▸ Task description
Write out the entire listing below exactly as it appears, minus any pictures.

▸ Information shown

--- START ---

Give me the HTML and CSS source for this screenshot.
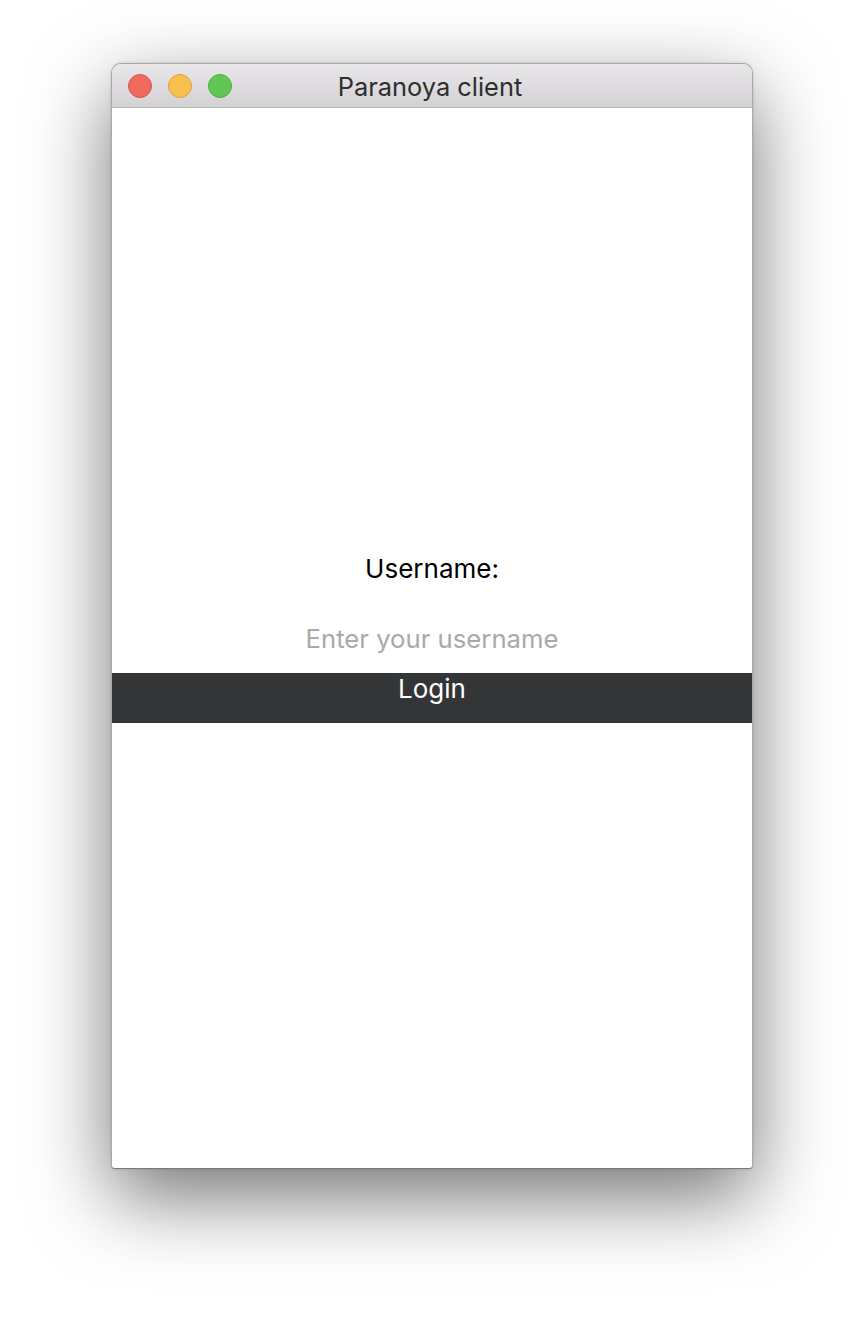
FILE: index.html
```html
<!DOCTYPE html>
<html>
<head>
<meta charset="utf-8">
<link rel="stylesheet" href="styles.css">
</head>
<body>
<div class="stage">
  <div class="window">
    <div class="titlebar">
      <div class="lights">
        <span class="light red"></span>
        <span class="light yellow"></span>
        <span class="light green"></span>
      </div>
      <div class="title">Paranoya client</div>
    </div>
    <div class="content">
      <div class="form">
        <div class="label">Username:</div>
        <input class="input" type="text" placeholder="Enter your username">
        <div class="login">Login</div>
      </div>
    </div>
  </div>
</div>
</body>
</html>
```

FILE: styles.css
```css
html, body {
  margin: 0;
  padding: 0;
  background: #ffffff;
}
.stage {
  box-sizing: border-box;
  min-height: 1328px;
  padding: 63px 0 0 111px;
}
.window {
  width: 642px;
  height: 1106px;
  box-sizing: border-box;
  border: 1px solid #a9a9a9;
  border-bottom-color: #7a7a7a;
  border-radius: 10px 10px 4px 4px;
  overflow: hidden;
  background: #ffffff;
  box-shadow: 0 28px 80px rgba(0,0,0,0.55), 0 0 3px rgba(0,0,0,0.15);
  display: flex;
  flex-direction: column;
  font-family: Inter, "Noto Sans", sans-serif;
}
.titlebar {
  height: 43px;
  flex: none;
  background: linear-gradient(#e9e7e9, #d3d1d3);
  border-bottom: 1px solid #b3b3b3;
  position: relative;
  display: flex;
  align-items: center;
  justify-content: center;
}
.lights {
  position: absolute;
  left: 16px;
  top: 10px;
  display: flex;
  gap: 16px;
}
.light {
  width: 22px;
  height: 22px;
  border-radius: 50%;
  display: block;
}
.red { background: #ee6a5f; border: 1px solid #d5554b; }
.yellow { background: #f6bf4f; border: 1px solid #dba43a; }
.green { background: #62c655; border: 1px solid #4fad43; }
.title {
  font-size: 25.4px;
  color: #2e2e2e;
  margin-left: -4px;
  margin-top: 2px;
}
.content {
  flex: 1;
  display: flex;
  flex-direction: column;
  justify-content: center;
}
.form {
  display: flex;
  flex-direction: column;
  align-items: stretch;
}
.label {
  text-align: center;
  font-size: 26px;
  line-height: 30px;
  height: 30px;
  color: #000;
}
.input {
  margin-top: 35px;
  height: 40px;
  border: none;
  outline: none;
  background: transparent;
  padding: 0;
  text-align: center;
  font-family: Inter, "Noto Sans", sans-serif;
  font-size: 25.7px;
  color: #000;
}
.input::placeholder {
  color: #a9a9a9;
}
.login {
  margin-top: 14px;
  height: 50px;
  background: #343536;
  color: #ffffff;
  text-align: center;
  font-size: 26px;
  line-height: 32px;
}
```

--- END ---

▸ Response
Give me the HTML and CSS source for this screenshot.
FILE: index.html
```html
<!DOCTYPE html>
<html>
<head>
<meta charset="utf-8">
<link rel="stylesheet" href="styles.css">
</head>
<body>
<div class="stage">
  <div class="window">
    <div class="titlebar">
      <div class="lights">
        <span class="light red"></span>
        <span class="light yellow"></span>
        <span class="light green"></span>
      </div>
      <div class="title">Paranoya client</div>
    </div>
    <div class="content">
      <div class="form">
        <div class="label">Username:</div>
        <input class="input" type="text" placeholder="Enter your username">
        <div class="login">Login</div>
      </div>
    </div>
  </div>
</div>
</body>
</html>
```

FILE: styles.css
```css
html, body {
  margin: 0;
  padding: 0;
  background: #ffffff;
}
.stage {
  box-sizing: border-box;
  min-height: 1328px;
  padding: 63px 0 0 111px;
}
.window {
  width: 642px;
  height: 1106px;
  box-sizing: border-box;
  border: 1px solid #a9a9a9;
  border-bottom-color: #7a7a7a;
  border-radius: 10px 10px 4px 4px;
  overflow: hidden;
  background: #ffffff;
  box-shadow: 0 28px 80px rgba(0,0,0,0.55), 0 0 3px rgba(0,0,0,0.15);
  display: flex;
  flex-direction: column;
  font-family: Inter, "Noto Sans", sans-serif;
}
.titlebar {
  height: 43px;
  flex: none;
  background: linear-gradient(#e9e7e9, #d3d1d3);
  border-bottom: 1px solid #b3b3b3;
  position: relative;
  display: flex;
  align-items: center;
  justify-content: center;
}
.lights {
  position: absolute;
  left: 16px;
  top: 10px;
  display: flex;
  gap: 16px;
}
.light {
  width: 22px;
  height: 22px;
  border-radius: 50%;
  display: block;
}
.red { background: #ee6a5f; border: 1px solid #d5554b; }
.yellow { background: #f6bf4f; border: 1px solid #dba43a; }
.green { background: #62c655; border: 1px solid #4fad43; }
.title {
  font-size: 25.4px;
  color: #2e2e2e;
  margin-left: -4px;
  margin-top: 2px;
}
.content {
  flex: 1;
  display: flex;
  flex-direction: column;
  justify-content: center;
}
.form {
  display: flex;
  flex-direction: column;
  align-items: stretch;
}
.label {
  text-align: center;
  font-size: 26px;
  line-height: 30px;
  height: 30px;
  color: #000;
}
.input {
  margin-top: 35px;
  height: 40px;
  border: none;
  outline: none;
  background: transparent;
  padding: 0;
  text-align: center;
  font-family: Inter, "Noto Sans", sans-serif;
  font-size: 25.7px;
  color: #000;
}
.input::placeholder {
  color: #a9a9a9;
}
.login {
  margin-top: 14px;
  height: 50px;
  background: #343536;
  color: #ffffff;
  text-align: center;
  font-size: 26px;
  line-height: 32px;
}
```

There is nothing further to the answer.